Brands have built out brand frameworks to an amazing level of sophistication. They’ve named and renamed this hegemony so that it seems filled with options. But as more and more people adopt what everyone else uses, they are simply adding to the conformity. Ticking the shopping list of purpose, values, behaviours, tone of voice, SEO etc in and of itself doesn’t deliver you a distinctualised brand. It delivers you what everyone else has, in the same format, using the same words and within the same business structures and mentalities. For too many, brand strategy is now an expensive and meticulous road to sameness.

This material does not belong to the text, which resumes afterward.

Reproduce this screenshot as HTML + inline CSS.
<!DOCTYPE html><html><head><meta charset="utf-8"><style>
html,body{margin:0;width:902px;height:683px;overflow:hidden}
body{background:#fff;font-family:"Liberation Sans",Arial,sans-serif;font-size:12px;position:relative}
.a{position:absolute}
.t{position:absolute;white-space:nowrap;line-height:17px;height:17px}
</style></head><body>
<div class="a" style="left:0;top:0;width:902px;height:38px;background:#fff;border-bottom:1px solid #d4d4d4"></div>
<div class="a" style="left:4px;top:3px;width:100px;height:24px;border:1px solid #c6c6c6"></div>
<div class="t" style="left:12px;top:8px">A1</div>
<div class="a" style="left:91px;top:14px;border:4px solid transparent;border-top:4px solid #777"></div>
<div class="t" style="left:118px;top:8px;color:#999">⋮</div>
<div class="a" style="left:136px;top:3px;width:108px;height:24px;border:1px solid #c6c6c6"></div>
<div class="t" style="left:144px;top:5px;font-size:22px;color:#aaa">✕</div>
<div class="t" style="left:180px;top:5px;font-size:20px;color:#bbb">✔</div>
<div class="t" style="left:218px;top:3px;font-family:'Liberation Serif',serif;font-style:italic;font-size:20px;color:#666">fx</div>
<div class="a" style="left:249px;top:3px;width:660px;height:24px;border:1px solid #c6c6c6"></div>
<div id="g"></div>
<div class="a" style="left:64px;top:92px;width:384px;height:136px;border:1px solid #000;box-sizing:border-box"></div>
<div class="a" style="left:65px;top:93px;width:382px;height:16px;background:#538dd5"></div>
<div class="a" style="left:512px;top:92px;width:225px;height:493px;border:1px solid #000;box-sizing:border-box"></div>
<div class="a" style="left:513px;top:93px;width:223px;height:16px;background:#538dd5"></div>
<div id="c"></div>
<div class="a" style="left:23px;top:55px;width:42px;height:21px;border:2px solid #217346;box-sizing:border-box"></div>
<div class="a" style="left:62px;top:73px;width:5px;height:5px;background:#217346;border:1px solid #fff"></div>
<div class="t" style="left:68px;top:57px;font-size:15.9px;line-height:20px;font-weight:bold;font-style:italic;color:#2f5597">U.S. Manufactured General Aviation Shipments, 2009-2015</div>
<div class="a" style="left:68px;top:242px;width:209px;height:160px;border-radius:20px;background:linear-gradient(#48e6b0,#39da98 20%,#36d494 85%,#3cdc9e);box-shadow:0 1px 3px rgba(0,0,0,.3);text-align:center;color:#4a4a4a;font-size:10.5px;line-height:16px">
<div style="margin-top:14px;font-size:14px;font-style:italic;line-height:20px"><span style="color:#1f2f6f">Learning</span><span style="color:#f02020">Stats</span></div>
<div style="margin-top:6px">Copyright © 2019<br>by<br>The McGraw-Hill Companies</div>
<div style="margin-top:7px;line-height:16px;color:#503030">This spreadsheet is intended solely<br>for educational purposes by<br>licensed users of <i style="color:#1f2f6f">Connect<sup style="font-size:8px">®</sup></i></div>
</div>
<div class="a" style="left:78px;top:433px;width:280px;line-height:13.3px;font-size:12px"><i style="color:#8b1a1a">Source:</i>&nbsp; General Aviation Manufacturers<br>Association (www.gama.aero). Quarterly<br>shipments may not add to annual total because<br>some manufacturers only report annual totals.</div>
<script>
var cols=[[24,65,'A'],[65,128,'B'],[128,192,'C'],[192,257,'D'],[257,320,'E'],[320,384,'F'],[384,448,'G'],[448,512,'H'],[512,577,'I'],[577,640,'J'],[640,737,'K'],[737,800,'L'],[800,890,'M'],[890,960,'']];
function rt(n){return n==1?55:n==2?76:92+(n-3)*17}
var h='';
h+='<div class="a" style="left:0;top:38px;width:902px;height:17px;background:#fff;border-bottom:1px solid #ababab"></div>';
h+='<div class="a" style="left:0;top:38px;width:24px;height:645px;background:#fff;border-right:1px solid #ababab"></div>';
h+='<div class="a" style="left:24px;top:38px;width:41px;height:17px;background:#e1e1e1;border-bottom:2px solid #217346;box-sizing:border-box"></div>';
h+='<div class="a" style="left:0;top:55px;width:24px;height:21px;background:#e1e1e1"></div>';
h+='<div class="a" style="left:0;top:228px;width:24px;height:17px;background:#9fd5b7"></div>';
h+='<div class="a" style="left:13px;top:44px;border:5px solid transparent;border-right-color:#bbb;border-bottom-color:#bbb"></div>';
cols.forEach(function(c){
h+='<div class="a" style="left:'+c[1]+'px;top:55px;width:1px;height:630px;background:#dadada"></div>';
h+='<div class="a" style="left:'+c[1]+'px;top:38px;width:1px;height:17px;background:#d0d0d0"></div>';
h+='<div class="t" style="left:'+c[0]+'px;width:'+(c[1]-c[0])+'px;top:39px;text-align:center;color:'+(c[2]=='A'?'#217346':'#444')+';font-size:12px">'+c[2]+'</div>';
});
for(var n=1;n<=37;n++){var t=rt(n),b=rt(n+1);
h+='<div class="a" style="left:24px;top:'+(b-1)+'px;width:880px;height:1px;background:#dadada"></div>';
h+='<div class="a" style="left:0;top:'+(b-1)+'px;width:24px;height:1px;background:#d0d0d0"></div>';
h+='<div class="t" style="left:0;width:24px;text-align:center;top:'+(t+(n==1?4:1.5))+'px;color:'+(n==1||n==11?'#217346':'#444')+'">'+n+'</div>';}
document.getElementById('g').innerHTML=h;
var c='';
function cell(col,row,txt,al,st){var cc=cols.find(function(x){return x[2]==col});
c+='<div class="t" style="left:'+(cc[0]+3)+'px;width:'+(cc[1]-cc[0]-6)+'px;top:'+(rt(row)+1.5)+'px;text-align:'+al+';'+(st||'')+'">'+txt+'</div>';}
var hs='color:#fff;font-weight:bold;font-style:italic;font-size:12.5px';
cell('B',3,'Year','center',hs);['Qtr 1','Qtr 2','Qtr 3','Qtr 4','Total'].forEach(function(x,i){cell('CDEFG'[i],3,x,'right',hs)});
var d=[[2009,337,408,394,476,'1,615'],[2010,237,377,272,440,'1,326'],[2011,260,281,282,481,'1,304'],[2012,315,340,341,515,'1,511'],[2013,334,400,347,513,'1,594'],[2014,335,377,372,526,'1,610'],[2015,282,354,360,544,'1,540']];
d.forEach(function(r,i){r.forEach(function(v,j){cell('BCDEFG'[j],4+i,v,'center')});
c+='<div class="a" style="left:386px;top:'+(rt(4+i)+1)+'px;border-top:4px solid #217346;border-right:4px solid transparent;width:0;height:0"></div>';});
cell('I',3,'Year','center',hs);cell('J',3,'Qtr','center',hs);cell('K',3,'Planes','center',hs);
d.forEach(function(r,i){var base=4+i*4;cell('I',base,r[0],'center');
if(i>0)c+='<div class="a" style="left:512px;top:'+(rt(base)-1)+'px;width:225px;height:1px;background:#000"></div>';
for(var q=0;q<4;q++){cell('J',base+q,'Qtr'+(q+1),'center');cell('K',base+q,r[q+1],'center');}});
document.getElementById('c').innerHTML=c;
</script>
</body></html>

And that’s because fewer and fewer executives are prepared to accept the absolutism of uncompromising words. They cannot resist watering down the demands until the ideas enable them to do something they feel comfortable with. So now, everyone’s disrupting, everyone’s differentiating, everyone’s pursuing innovation (the same way) … so no-one is. These are just the new standards, the new hygiene factors. The words scream non-conformity, but the actions embrace the exact opposite.
Change guarantees nothing
Breaking with that temptation requires brands to accept two things that no-one wants to know. Most brands will fail – because otherwise markets won’t regenerate. And your brand is more than likely to be one of them because your business will not be prepared to go far enough. I bring this point up in workshops and I frequently watch the whole room nod outwardly and deny inwardly in a classic case of NOBS (Not our brand strategy). It’s human nature to confuse “change” with “success”. Every brand must change. But actually, change guarantees nothing – certainly not success. When every brand is changing as a matter of course, and actually because of the way marketers want to change together, ultimately most brands cannot succeed.
In point of fact, the true risk profile of building a distinctive brand never changes, no matter whether you are looking to make a comeback or you have a brand that has historically gone from strength to strength. You always have everything to lose. And some actions, particularly those that feel most reassuring, make that even more likely than others.